Une tendance durable Il est vrai que les échanges transpacifique dépassent de beaucoup, à présent, ceux entre l'Amérique et le Vieux Monde, et que cette tendance ne fera que s'amplifier. De 1980 à 1992, les exportations américaines vers les pays de la CEAP (Canada inclus) sont passées de 40,1 % à 48,8 % du total, contre 26,3 % à 23 % pour les Douze. Durant la même période, les importations américaines en provenance de la CEAP se sont envolées de 42,6 % à 58,9 %, alors que celles en provenance de l'Union européenne progressaient seulement de 15,6 % à 17,7 %.
Le fait que la Chine connaisse aujourd'hui une croissance à deux chiffres, ou que la Corée du Sud, dont le niveau de vie équivalait, il y a trente ans, à celui du Soudan, dépasse désormais celui de membres de l'OCDE montre que cette tendance n'est pas transitoire. Nombre de pays asiatiques ne répondent plus au cliché facile de producteurs de produits de bas de gamme et à bon marché. Leur technologie a progressé. Les Coréens du Sud, par exemple, ont investi en France (une délocalisation à l'envers, en quelque sorte).
A cette considération, les Européens - les grands absents, et les principaux accusés de la conférence - devront prêter attention. Les Etats-Unis utilisent leur position de nation riveraine, aussi, du Pacifique pour faire pression sur l'Europe.
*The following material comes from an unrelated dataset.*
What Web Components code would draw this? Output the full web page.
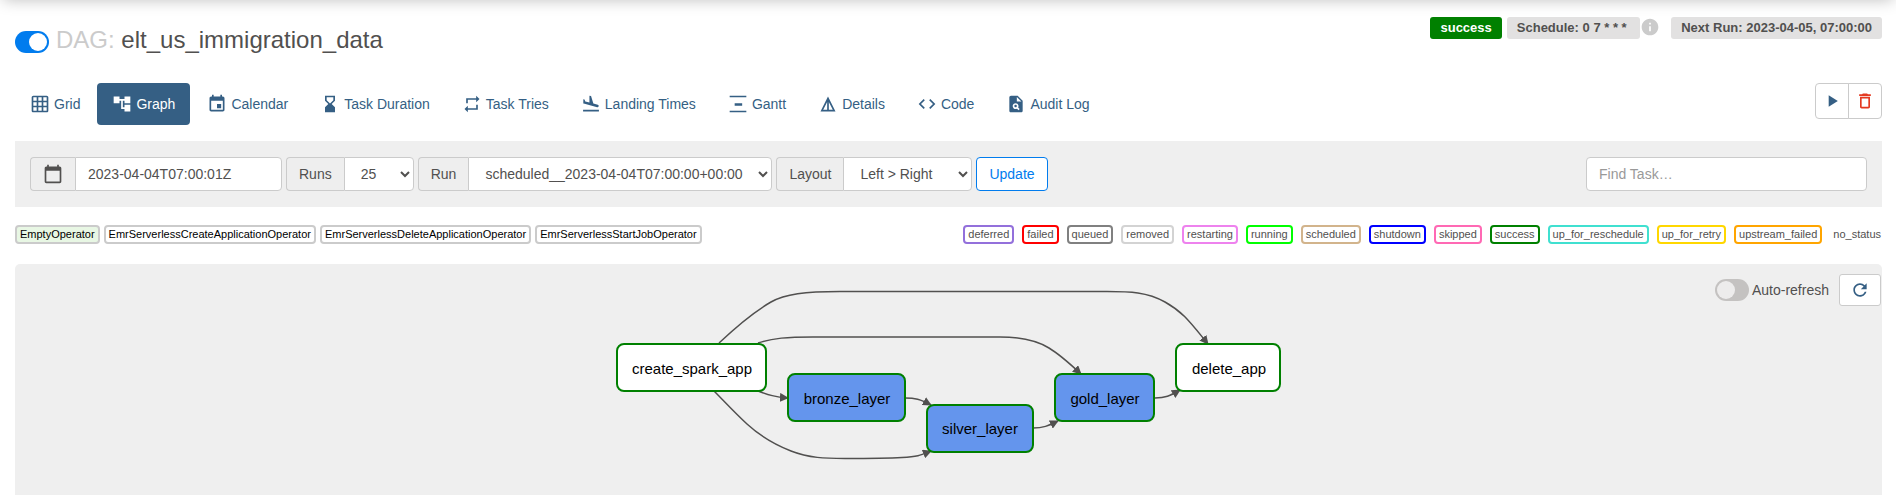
<!DOCTYPE html>
<html lang="en">
<head>
<meta charset="utf-8">
<title>elt_us_immigration_data - Graph</title>
<style>
  body { margin: 0; background: #fff; color: #51504f; font: 14px/20px "Liberation Sans", Arial, sans-serif; }
</style>
</head>
<body>
<dag-page></dag-page>
<script>
const define = (name, html, setup) => {
  const template = document.createElement('template');
  template.innerHTML = '<style>*{box-sizing:border-box}</style>' + html;
  customElements.define(name, class extends HTMLElement {
    constructor() {
      super();
      this.attachShadow({ mode: 'open' }).append(template.content.cloneNode(true));
    }
    connectedCallback() { if (setup) setup(this, this.shadowRoot); }
  });
};

const ICONS = {
  grid: 'M20 2H4c-1.1 0-2 .9-2 2v16c0 1.1.9 2 2 2h16c1.1 0 2-.9 2-2V4c0-1.1-.9-2-2-2zM8 20H4v-4h4v4zm0-6H4v-4h4v4zm0-6H4V4h4v4zm6 12h-4v-4h4v4zm0-6h-4v-4h4v4zm0-6h-4V4h4v4zm6 12h-4v-4h4v4zm0-6h-4v-4h4v4zm0-6h-4V4h4v4z',
  graph: 'M22 11V3h-7v3H9V3H2v8h7V8h2v10h4v3h7v-8h-7v3h-2V8h2v3z',
  calendar: 'M17 12h-5v5h5v-5zM16 1v2H8V1H6v2H5c-1.11 0-1.99.9-1.99 2L3 19c0 1.1.89 2 2 2h14c1.1 0 2-.9 2-2V5c0-1.1-.9-2-2-2h-1V1h-2zm3 18H5V8h14v11z',
  hourglass: 'M18 22l-.01-6L14 12l3.99-4.01L18 2H6v6l4 4-4 3.99V22h12zM8 7.5V4h8v3.5l-4 4-4-4z',
  repeat: 'M7 7h10v3l4-4-4-4v3H5v6h2V7zm10 10H7v-3l-4 4 4 4v-3h12v-6h-2v4z',
  landing: 'M2.5 19h19v2h-19zm7.18-5.73l4.35 1.16 5.31 1.42c.8.21 1.62-.26 1.84-1.06.21-.8-.26-1.62-1.06-1.84l-5.31-1.42-2.76-9.02L10.12 2v8.28L5.15 8.95l-.93-2.32-1.45-.39v5.17l1.6.43 5.31 1.43z',
  gantt: 'M2 2h20v2H2zM8 11h9v3H8zM2 20h20v2H2z',
  details: 'M3 21h18L12 3 3 21zm8-2H6.24L11 9.48V19zm2 0V9.48L17.76 19H13z',
  code: 'M9.4 16.6L4.8 12l4.6-4.6L8 6l-6 6 6 6 1.4-1.4zm5.2 0l4.6-4.6-4.6-4.6L16 6l6 6-6 6-1.4-1.4z',
  audit: 'M14 2H6c-1.1 0-2 .9-2 2v16c0 1.1.9 2 2 2h12c1.1 0 2-.9 2-2V8l-6-6zm1.04 17.45l-1.88-1.88c-1.33.71-3.01.53-4.13-.59-1.37-1.37-1.37-3.58 0-4.95 1.37-1.37 3.58-1.37 4.95 0 1.12 1.12 1.31 2.8.59 4.13l1.88 1.88-1.41 1.41zM13 9V3.5L18.5 9H13zM11.5 13a1.5 1.5 0 1 0 0 3a1.5 1.5 0 1 0 0-3z',
  play: 'M8 5v14l11-7z',
  trash: 'M6 19c0 1.1.9 2 2 2h8c1.1 0 2-.9 2-2V7H6v12zM8 9h8v10H8V9zm7.5-5l-1-1h-5l-1 1H5v2h14V4z',
  date: 'M20 3h-1V1h-2v2H7V1H5v2H4c-1.1 0-2 .9-2 2v16c0 1.1.9 2 2 2h16c1.1 0 2-.9 2-2V5c0-1.1-.9-2-2-2zm0 18H4V8h16v13z',
  refresh: 'M17.65 6.35C16.2 4.9 14.21 4 12 4c-4.42 0-7.99 3.58-7.99 8s3.57 8 7.99 8c3.73 0 6.84-2.55 7.73-6h-2.08c-.82 2.33-3.04 4-5.65 4-3.31 0-6-2.69-6-6s2.69-6 6-6c1.66 0 3.14.69 4.22 1.78L13 11h7V4l-2.35 2.35z',
  info: 'M12 2C6.48 2 2 6.48 2 12s4.48 10 10 10 10-4.48 10-10S17.52 2 12 2zm1 15h-2v-6h2v6zm0-8h-2V7h2v2z'
};

define('md-icon', `
  <style>
    :host { display: block; width: 20px; height: 20px; flex: none; }
    svg { display: block; width: 100%; height: 100%; fill: currentColor; fill-rule: evenodd; }
  </style>
  <svg viewBox="0 0 24 24" aria-hidden="true"><path/></svg>`,
  (el, root) => root.querySelector('path').setAttribute('d', ICONS[el.getAttribute('name')] || ''));

define('toggle-switch', `
  <style>
    :host { display: block; }
    label { display: flex; align-items: center; gap: 3px; }
    input { appearance: none; margin: 0; width: 34px; height: 22px; border-radius: 11px; background: #c4c2c1; padding: 2px; }
    input::before { content: ""; display: block; width: 18px; height: 18px; border-radius: 50%; background: #edecec; }
    input:checked { background: #017cee; }
    input:checked::before { margin-left: 12px; background: #fff; }
  </style>
  <label><input type="checkbox"><slot></slot></label>`,
  (el, root) => {
    const input = root.querySelector('input');
    input.checked = el.hasAttribute('checked');
    if (el.hasAttribute('label')) input.setAttribute('aria-label', el.getAttribute('label'));
  });

define('status-label', `
  <style>
    :host { display: block; padding: 0 10px; border-radius: 3px; background: #e2e1e1; color: #51504f; font: bold 13px/22px "Liberation Sans", Arial, sans-serif; white-space: nowrap; }
    :host([success]) { background: green; color: #fff; }
  </style><slot></slot>`);

define('dag-header', `
  <style>
    :host { display: flex; justify-content: space-between; align-items: flex-start; padding-top: 17px; }
    .title { display: flex; align-items: center; gap: 7px; padding-top: 10px; }
    toggle-switch { padding-top: 4px; }
    h3 { margin: 0; font-size: 24px; line-height: 26px; font-weight: 400; color: #51504f; }
    h3 span { color: #cbcbcb; }
    .labels { display: flex; gap: 5px; }
    .schedule { display: flex; color: #cbcbcb; margin-right: 6px; }
  </style>
  <div class="title">
    <toggle-switch checked label="Pause or unpause DAG"></toggle-switch>
    <h3><span>DAG:</span> elt_us_immigration_data</h3>
  </div>
  <div class="labels">
    <status-label success>success</status-label>
    <div class="schedule"><status-label>Schedule: 0 7 * * *&nbsp;</status-label><md-icon name="info"></md-icon></div>
    <status-label>Next Run: 2023-04-05, 07:00:00</status-label>
  </div>`);

define('nav-tab', `
  <style>
    :host { display: block; }
    a { display: flex; align-items: center; gap: 4px; height: 42px; padding: 0 15px; border-radius: 4px; color: #355f84; text-decoration: none; white-space: nowrap; }
    :host([active]) a { background: #355f84; color: #fff; }
  </style>
  <a href="#"><slot></slot></a>`,
  (el, root) => {
    const icon = document.createElement('md-icon');
    icon.setAttribute('name', el.getAttribute('icon'));
    root.querySelector('a').prepend(icon);
  });

define('dag-nav', `
  <style>
    :host { display: flex; justify-content: space-between; align-items: flex-start; }
    nav { display: flex; gap: 2px; }
    .actions { display: flex; }
    button { display: grid; place-items: center; width: 34px; height: 36px; padding: 0; border: 1px solid #cbcbcb; border-radius: 4px 0 0 4px; background: #fff; color: #355f84; }
    button + button { margin-left: -1px; border-radius: 0 4px 4px 0; color: #e43921; }
  </style>
  <nav>
    <nav-tab icon="grid">Grid</nav-tab>
    <nav-tab icon="graph" active>Graph</nav-tab>
    <nav-tab icon="calendar">Calendar</nav-tab>
    <nav-tab icon="hourglass">Task Duration</nav-tab>
    <nav-tab icon="repeat">Task Tries</nav-tab>
    <nav-tab icon="landing">Landing Times</nav-tab>
    <nav-tab icon="gantt">Gantt</nav-tab>
    <nav-tab icon="details">Details</nav-tab>
    <nav-tab icon="code">Code</nav-tab>
    <nav-tab icon="audit">Audit Log</nav-tab>
  </nav>
  <div class="actions">
    <button aria-label="Trigger DAG"><md-icon name="play"></md-icon></button>
    <button aria-label="Delete DAG"><md-icon name="trash"></md-icon></button>
  </div>`);

define('filter-bar', `
  <style>
    :host { display: flex; justify-content: space-between; background: #efefef; padding: 16px 15px; }
    form { display: flex; gap: 4px; }
    .group { display: flex; height: 34px; }
    label { display: flex; align-items: center; padding: 0 12px; border: 1px solid #cbcbcb; border-right: 0; border-radius: 4px 0 0 4px; background: #eee; }
    input, select { height: 34px; padding: 6px 12px; border: 1px solid #cbcbcb; border-radius: 4px; background: #fff; color: #51504f; font: inherit; }
    select { padding: 6px 0 6px 12px; }
    .group input, .group select { border-radius: 0 4px 4px 0; }
    input::placeholder { color: #999; }
    button { height: 34px; padding: 0 12px; border: 1px solid #017cee; border-radius: 4px; background: #fff; color: #017cee; font: inherit; }
    #date { width: 207px; } #runs { width: 70px; } #run { width: 304px; } #layout { width: 129px; }
    #find { width: 281px; }
  </style>
  <form>
    <div class="group"><label for="date" aria-label="Base date"><md-icon name="date"></md-icon></label><input id="date" value="2023-04-04T07:00:01Z"></div>
    <div class="group"><label for="runs">Runs</label><select id="runs"><option>25</option></select></div>
    <div class="group"><label for="run">Run</label><select id="run"><option>scheduled__2023-04-04T07:00:00+00:00</option></select></div>
    <div class="group"><label for="layout">Layout</label><select id="layout"><option>Left &gt; Right</option></select></div>
    <button type="button">Update</button>
  </form>
  <input id="find" type="text" placeholder="Find Task…" aria-label="Find Task">`);

define('legend-tag', `
  <style>
    :host { display: block; padding: 0 3px; border: 2px solid var(--tag, #cbcbcb); border-radius: 4px; font-size: 11px; line-height: 15px; white-space: nowrap; }
    :host([plain]) { border: 0; padding: 2px 1px 2px 3px; }
  </style><slot></slot>`);

define('dag-legend', `
  <style>
    :host { display: flex; justify-content: space-between; padding: 18px 0 20px; }
    .operators { display: flex; gap: 4px; color: #000; }
    .states { display: flex; gap: 8px; }
    .empty { background: #e8f7e4; }
  </style>
  <div class="operators">
    <legend-tag class="empty">EmptyOperator</legend-tag>
    <legend-tag>EmrServerlessCreateApplicationOperator</legend-tag>
    <legend-tag>EmrServerlessDeleteApplicationOperator</legend-tag>
    <legend-tag>EmrServerlessStartJobOperator</legend-tag>
  </div>
  <div class="states">
    <legend-tag style="--tag:mediumpurple">deferred</legend-tag>
    <legend-tag style="--tag:red">failed</legend-tag>
    <legend-tag style="--tag:gray">queued</legend-tag>
    <legend-tag style="--tag:lightgrey">removed</legend-tag>
    <legend-tag style="--tag:violet">restarting</legend-tag>
    <legend-tag style="--tag:lime">running</legend-tag>
    <legend-tag style="--tag:tan">scheduled</legend-tag>
    <legend-tag style="--tag:blue">shutdown</legend-tag>
    <legend-tag style="--tag:hotpink">skipped</legend-tag>
    <legend-tag style="--tag:green">success</legend-tag>
    <legend-tag style="--tag:turquoise">up_for_reschedule</legend-tag>
    <legend-tag style="--tag:gold">up_for_retry</legend-tag>
    <legend-tag style="--tag:orange">upstream_failed</legend-tag>
    <legend-tag plain>no_status</legend-tag>
  </div>`);

define('task-graph', `
  <style>
    :host { display: block; }
    svg { display: block; margin: 0 auto; }
    path.edge { fill: none; stroke: #51504f; stroke-width: 1.5; marker-end: url(#arrow); }
    rect { fill: #fff; stroke: green; stroke-width: 2; }
    .group rect { fill: cornflowerblue; }
    text { font-size: 15px; text-anchor: middle; fill: #000; }
  </style>
  <svg width="667" height="220" viewBox="0 0 667 220" role="img" aria-label="Task graph">
    <defs><marker id="arrow" viewBox="0 0 10 10" refX="9" refY="5" markerUnits="userSpaceOnUse" markerWidth="9" markerHeight="9" orient="auto"><path d="M0 0L10 5L0 10z" fill="#51504f"/></marker></defs>
    <path class="edge" d="M104 79C122 62 142 46 156 38S190 27.5 225 27.5H492C515 27.5 532 28 550 38S575 58 593 80"/>
    <path class="edge" d="M143 79C158 74 172 73 198 73H385C410 73 424 78 434 84S452 97 466 110"/>
    <path class="edge" d="M143 127C154 131 160 133 173 134"/>
    <path class="edge" d="M99 127C110 138 120 149 132 160S158 180 176 187S210 194.500 230 194.500S270 194.500 287 193.500S306 191 316 187"/>
    <path class="edge" d="M290 134C300 134 305 135 316 141"/>
    <path class="edge" d="M418 164C428 164 433 162 443 157"/>
    <path class="edge" d="M540 134C550 134 555 132 565 126"/>
    <g><rect x="2" y="80" width="149" height="47" rx="7"/><text x="77" y="110">create_spark_app</text></g>
    <g class="group"><rect x="173" y="110" width="117" height="47" rx="7"/><text x="232" y="140">bronze_layer</text></g>
    <g class="group"><rect x="312" y="141" width="106" height="47" rx="7"/><text x="365" y="170">silver_layer</text></g>
    <g class="group"><rect x="440" y="110" width="99" height="47" rx="7"/><text x="490" y="140">gold_layer</text></g>
    <g><rect x="561" y="80" width="104" height="47" rx="7"/><text x="614" y="110">delete_app</text></g>
  </svg>`);

define('graph-panel', `
  <style>
    :host { display: block; position: relative; background: #efefef; border-radius: 5px 5px 0 0; }
    .tools { position: absolute; top: 10px; right: 1px; display: flex; align-items: center; gap: 10px; }
    button { display: grid; place-items: center; width: 42px; height: 32px; padding: 0; border: 1px solid #cbcbcb; border-radius: 3px; background: #fff; color: #355f84; }
  </style>
  <task-graph></task-graph>
  <div class="tools">
    <toggle-switch>Auto-refresh</toggle-switch>
    <button aria-label="Refresh"><md-icon name="refresh"></md-icon></button>
  </div>`);

define('dag-page', `
  <style>
    :host { display: flex; flex-direction: column; min-height: 100vh; padding: 0 14px 0 15px; position: relative; overflow: hidden; }
    .shade { position: absolute; left: 0; right: 0; bottom: 100%; height: 50px; box-shadow: 0 3px 15px -3px rgba(0,0,0,.25); }
    dag-nav { margin: 30px 0 16px; }
    graph-panel { flex: 1; }
  </style>
  <div class="shade"></div>
  <dag-header></dag-header>
  <dag-nav></dag-nav>
  <filter-bar></filter-bar>
  <dag-legend></dag-legend>
  <graph-panel></graph-panel>`);
</script>
</body>
</html>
Ce jeu comporte un aspect immédiat, dans le contexte des négociations sur le GATT. Mais la possibilité d'une conjonction à plus long terme d'intérêts économiques et commerciaux entre Américains et Asiatiques, face à une Europe qualifiée de " protectionniste ", est désormais réelle.
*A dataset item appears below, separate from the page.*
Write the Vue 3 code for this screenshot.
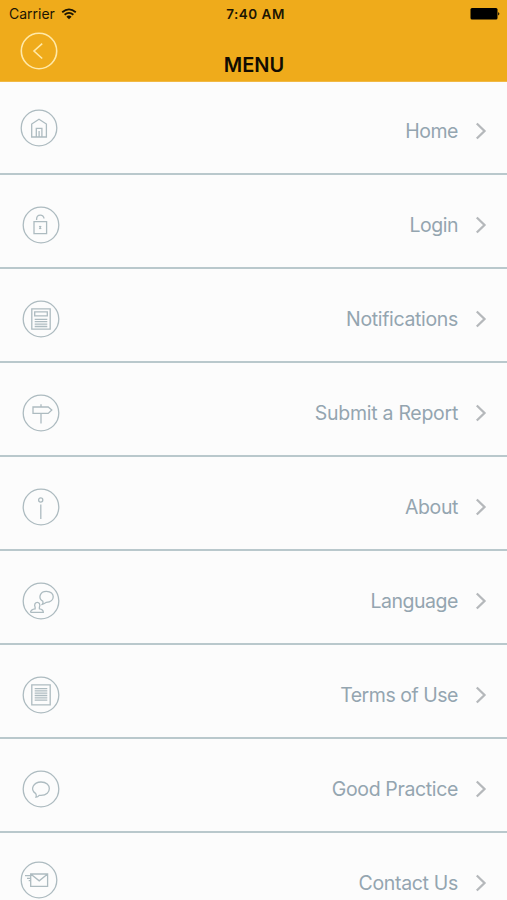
<script setup>
import { ref } from 'vue';

const items = ref([
  { id: 'home', label: 'Home', spacing: -0.45 },
  { id: 'login', label: 'Login', spacing: -0.5 },
  { id: 'notifications', label: 'Notifications', spacing: -0.34 },
  { id: 'report', label: 'Submit a Report', spacing: -0.28 },
  { id: 'about', label: 'About', spacing: -0.4 },
  { id: 'language', label: 'Language', spacing: -0.47 },
  { id: 'terms', label: 'Terms of Use', spacing: -0.47 },
  { id: 'practice', label: 'Good Practice', spacing: -0.36 },
  { id: 'contact', label: 'Contact Us', spacing: -0.32 },
]);

// the icons are drawn around the centre of their circle
const icons = {
  home: 'M-7.3 9V-4L0-8.7L7.4-4V9ZM-2.7 9V.3H2.9V9M.1 9V3',
  login: 'M-7-3.4H5.6V8.6H-7ZM-4.4-5V-6C-4.4-11.2 3-11.2 3-6.4M-1.6 1L0 4M0 1L-1.6 4',
  notifications: 'M-9.2-10.2H9.2V10.2H-9.2ZM-6.3-7.2H6.3V-3.2H-6.3ZM-6.3 .3H6.3M-6.3 2.7H6.3M-6.3 5.1H6.3M-6.3 7.5H6.3',
  report: 'M-8-6H7.2L10.8-3L7.2 .4H-8ZM0-8.7V-6M0 .4V10.5',
  about: 'M-2.4-7A2.1 2.1 0 1 0 1.8-7A2.1 2.1 0 1 0-2.4-7M-.2-2.4V12',
  language: 'M2 .4C-3.4-2.8-1.2-9.6 5.4-9.6C14.6-9.6 14.4 1.2 5.4 1.3Q3.4 2.8 1.3 3.3Q2.3 2 2 .4M-10.6 11.3H2.3Q2.3 8.3-1.6 7.8V6.3C1-.2-8.5-.2-5.9 6.3V7.8Q-10 8.3-10.6 11.3',
  terms: 'M-9.2-10.2H9.2V9.8H-9.2ZM-6.3-6.4H6.3M-6.3-4.1H6.3M-6.3-1.8H6.3M-6.3 .5H6.3M-6.3 2.8H6.3M-6.3 5.1H6.3',
  practice: 'M-5.2 4.6C-11.6 .6-7.5-7 0-7C11-7 11.2 6.2 0 6.3H-1.8Q-3.2 8-5 8.2Q-4.3 6.5-5.2 4.6',
  contact: 'M-8.3-6H8.6V6.3H-8.3ZM-8.3-6L.2 .8L8.6-6M-14-4.3H-8.3M-12-1.7H-8.3M-10.3 .6H-8.3',
};
</script>

<template>
  <div class="screen">
    <header class="header">
      <div class="status">
        <div class="carrier">
          <span>Carrier</span>
          <svg class="wifi" width="16" height="12" viewBox="0 0 16 12">
            <path d="M1.2 4.2Q8-1.5 14.8 4.2M3.6 6.8Q8 3 12.4 6.8" fill="none" stroke="#1c1503" stroke-width="1.8" />
            <path d="M5.4 8.7Q8 6.5 10.6 8.7L8 11.3Z" fill="#1c1503" />
          </svg>
        </div>
        <span class="time">7:40 AM</span>
        <svg class="battery" width="30" height="12" viewBox="0 0 30 12">
          <rect x="0.5" y="0" width="27" height="11.5" rx="1.5" />
          <path d="M28.2 4Q30.5 5.8 28.2 7.6Z" />
        </svg>
      </div>
      <div class="bar">
        <svg class="back" width="38" height="38" viewBox="-19 -19 38 38">
          <circle r="17.7" />
          <path d="M3.2-7.3L-5 0L3.2 7.5" />
        </svg>
        <h1 class="title">MENU</h1>
      </div>
    </header>

    <ul class="menu">
      <li v-for="item in items" :key="item.id" class="item" :class="item.id">
        <svg class="icon" width="38" height="38" viewBox="-19 -19 38 38">
          <circle r="17.8" />
          <path :d="icons[item.id]" />
        </svg>
        <span class="label" :style="{ letterSpacing: item.spacing + 'px' }">{{ item.label }}</span>
        <svg class="chevron" width="12" height="18" viewBox="0 0 12 18">
          <path d="M1.8 1.5L9.5 9L1.8 16.5" />
        </svg>
      </li>
    </ul>
  </div>
</template>

<style>
body {
  margin: 0;
  overflow: hidden;
}
</style>

<style scoped>
.screen {
  width: 507px;
  height: 900px;
  overflow: hidden;
  background-color: #fcfcfc;
  font-family: Inter, "Liberation Sans", sans-serif;
}

.header {
  box-sizing: border-box;
  height: 82px;
  background-color: #efab1b;
  border-bottom: 1px solid #f1b945;
}

.status {
  display: grid;
  grid-template-columns: 1fr auto 1fr;
  align-items: center;
  height: 27px;
  padding: 0 7px 0 9px;
  font-size: 14px;
  color: #1c1503;
}

.carrier {
  display: flex;
  align-items: center;
  gap: 6px;
}

.time {
  font-weight: 600;
  font-size: 13.5px;
  letter-spacing: 0.5px;
  padding-left: 2px;
}

.battery {
  justify-self: end;
  fill: #000;
}

.bar {
  display: grid;
  grid-template-columns: 80px 1fr 80px;
  height: 54px;
}

.back {
  margin: 5px 0 0 20px;
  fill: none;
  stroke: #ffe9a8;
  stroke-width: 1.6;
}

.title {
  margin: 25px 0 0 1px;
  text-align: center;
  font-size: 20px;
  line-height: 26px;
  font-weight: 600;
  color: #110c02;
}

.menu {
  margin: -1px 0 0;
  padding: 0;
  list-style: none;
}

.item {
  display: flex;
  align-items: center;
  box-sizing: border-box;
  height: 94px;
  padding: 7px 20px 0 22px;
  border-bottom: 2px solid #b9c8cc;
}

.item.home,
.item.contact {
  padding-left: 20px;
}

.icon {
  flex: none;
  fill: none;
  stroke: #adbbc0;
  stroke-width: 1.3;
}

.home .icon,
.contact .icon {
  margin-bottom: 5px;
}

.label {
  flex: 1;
  text-align: right;
  font-size: 19.5px;
  line-height: 28px;
  color: #94a5b0;
}

.chevron {
  margin-left: 17px;
  fill: none;
  stroke: #b5b8bb;
  stroke-width: 2.3;
}
</style>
Comme l'a noté le secrétaire d'Etat adjoint pour les affaires asiatiques, Winston Lord, " l'Asie-Pacifique possède déjà l'économie la plus intégrée au monde ", loin devant l'Union européenne : malgré des décennies d'efforts, les Douze ne font que 60 % de leur commerce entre eux, contre 66 % pour les membres de la CEAP. Face au repli de certains Européens devant la crise et le chômage, Seattle a imposé la vision plus optimiste du président Clinton, convaincu que les nouveaux emplois américains ne peuvent venir que du développement des échanges internationaux.